As Russell begins an extended, passionate discussion of what exactly that journey involves for Citizen Barlow, he increasingly sounds like he's talking about his own journey. "Sometimes what [Wilson's characters] are looking for is what's in them," he says. "It is within. But [Barlow] has to fully embrace his history in order to get the full redemption. It's well within him. That's a common theme with August Wilson. And for black folks in America--having an understanding that we are Africans in America--his plays tie together what our tradition is, and what our place here is."

Russell also feels that there are a few new playwrights on the horizon who might soon attract a younger crowd. "There's a gentleman, David Emerson Toney, he's an actor also," he says. "Everyman is going to be doing his next play--it's called Soul Collector. He also wrote this play, a piece called Kingdom, which he calls an `urban meditation for Richard the Third.' It takes place in a 1960s Cleveland barbecue joint. It's about these three brothers. It's really fascinating. He's an outstanding writer. He's someone to watch out for."

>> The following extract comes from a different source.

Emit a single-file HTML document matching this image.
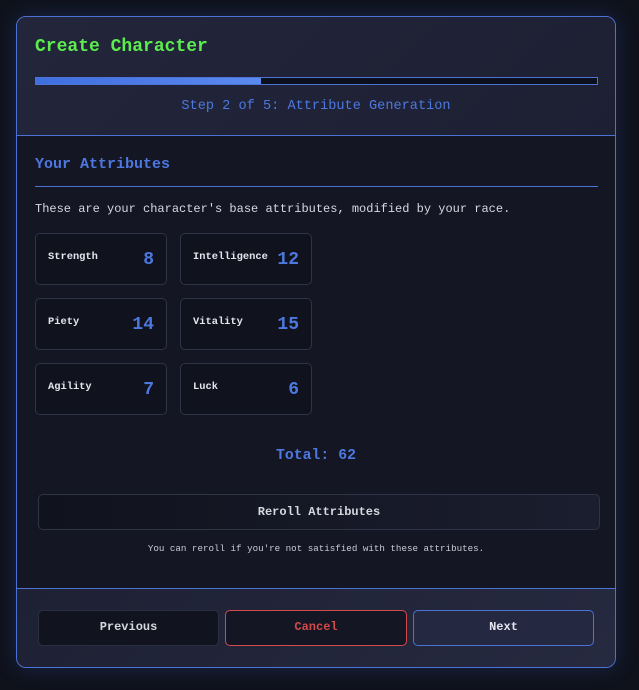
<!DOCTYPE html>
<html><head><style>
*{box-sizing:border-box;margin:0;padding:0}
body{width:639px;height:690px;background:#0f121b;font-family:"Liberation Mono","DejaVu Sans Mono",monospace;position:relative;overflow:hidden}
.card{position:absolute;left:16px;top:16px;width:600px;height:652px;border:1px solid #4d72d6;border-radius:10px;overflow:hidden;background:#141624;box-shadow:0 0 22px rgba(60,100,220,.25)}
.hdr{position:absolute;left:0;top:0;width:100%;height:119px;background:linear-gradient(135deg,#23263b,#1d2033);border-bottom:1px solid #4d72d6}
.ftr{position:absolute;left:0;top:571px;width:100%;height:81px;background:linear-gradient(135deg,#1e2134,#262a40);border-top:1px solid #4d72d6}
.abs{position:absolute}
.title{left:18px;top:20px;color:#5cec4e;font-size:18px;font-weight:bold}
.bar{left:18px;top:60px;width:563px;height:8px;border:1px solid #4d72d6;background:#0c0f1c}
.bar div{width:225px;height:100%;background:linear-gradient(90deg,#3f6ee0,#5b8af0)}
.step{left:0;width:100%;top:82px;text-align:center;color:#4d78e0;font-size:13.6px}
.sec{left:18px;top:139px;color:#4d78e0;font-size:15px;font-weight:bold}
.line{left:18px;top:169px;width:563px;height:1px;background:#4d72d6}
.desc{left:18px;top:185px;color:#d6d8e0;font-size:12px}
.box{width:132px;height:52px;border:1px solid #2f3346;border-radius:5px;background:#10121d}
.box .l{position:absolute;left:12px;top:17px;color:#e4e6ee;font-size:10.4px;font-weight:bold}
.box .n{position:absolute;right:12px;top:16px;color:#4d78e0;font-size:18px;font-weight:bold}
.total{left:0;width:100%;top:431px;text-align:center;color:#4d78e0;font-size:14.8px;font-weight:bold}
.btn{border-radius:5px;text-align:center;font-size:12px;font-weight:bold;line-height:33px}
.note{left:0;width:100%;top:526px;text-align:center;color:#c9cbd4;font-size:9.2px}
</style></head><body>
<div class="card">
<div class="hdr"></div>
<div class="ftr"></div>
<div class="abs title">Create Character</div>
<div class="abs bar"><div></div></div>
<div class="abs step">Step 2 of 5: Attribute Generation</div>
<div class="abs sec">Your Attributes</div>
<div class="abs line"></div>
<div class="abs desc">These are your character's base attributes, modified by your race.</div>
<div class="abs box" style="left:18px;top:216px"><span class="l">Strength</span><span class="n">8</span></div>
<div class="abs box" style="left:163px;top:216px"><span class="l">Intelligence</span><span class="n">12</span></div>
<div class="abs box" style="left:18px;top:281px"><span class="l">Piety</span><span class="n">14</span></div>
<div class="abs box" style="left:163px;top:281px"><span class="l">Vitality</span><span class="n">15</span></div>
<div class="abs box" style="left:18px;top:346px"><span class="l">Agility</span><span class="n">7</span></div>
<div class="abs box" style="left:163px;top:346px"><span class="l">Luck</span><span class="n">6</span></div>
<div class="abs total">Total: 62</div>
<div class="abs btn" style="left:21px;top:477px;width:562px;height:36px;border:1px solid #2f3346;background:linear-gradient(90deg,#10121d,#1b1e2e);color:#d6d8e0;line-height:34px">Reroll Attributes</div>
<div class="abs note">You can reroll if you're not satisfied with these attributes.</div>
<div class="abs btn" style="left:21px;top:593px;width:181px;height:36px;border:1px solid #2a2e40;background:#11131e;color:#d6d8e0">Previous</div>
<div class="abs btn" style="left:208px;top:593px;width:182px;height:36px;border:1px solid #d24a4a;background:#141624;color:#d24a4a">Cancel</div>
<div class="abs btn" style="left:396px;top:593px;width:181px;height:36px;border:1px solid #4d72d6;background:#242841;color:#e4e6ee">Next</div>
</div>
</body></html>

By the end of this interview, Russell, if he ever had a shell, appears to have crawled out of it. "That's less painful than I thought it would be," he says, a little surprised at his own extended responses. Then he calls for a check. And Russell, on a day off from performing, has another audition to go to. (After this interview, he passes on that he got the part: as Bennie, in Second Line, a two-person play by Seret Scott, in October at Atlas Performing Arts Center in Washington.) He gathers up the book and heads back to his Charles Village apartment. Russell says he understands that his slightly exotic résumé may be a little striking--his mother persuaded him to include it in program bios--but he hopes that, at the least, it may explain what keeps him going as an actor in Baltimore.

"I've always felt I'm doing what I was supposed to be doing at the time," he says. "Earlier, I was supposed to be there in East Baltimore, as a policeman, being who I am, being the son of Bruce Russell and Alice Russell. That's how I make a difference. It's the best way I can make a difference. To be who I am, coming where I come from, there are different ways of paying your dues, and we all have our different definitions of what that means."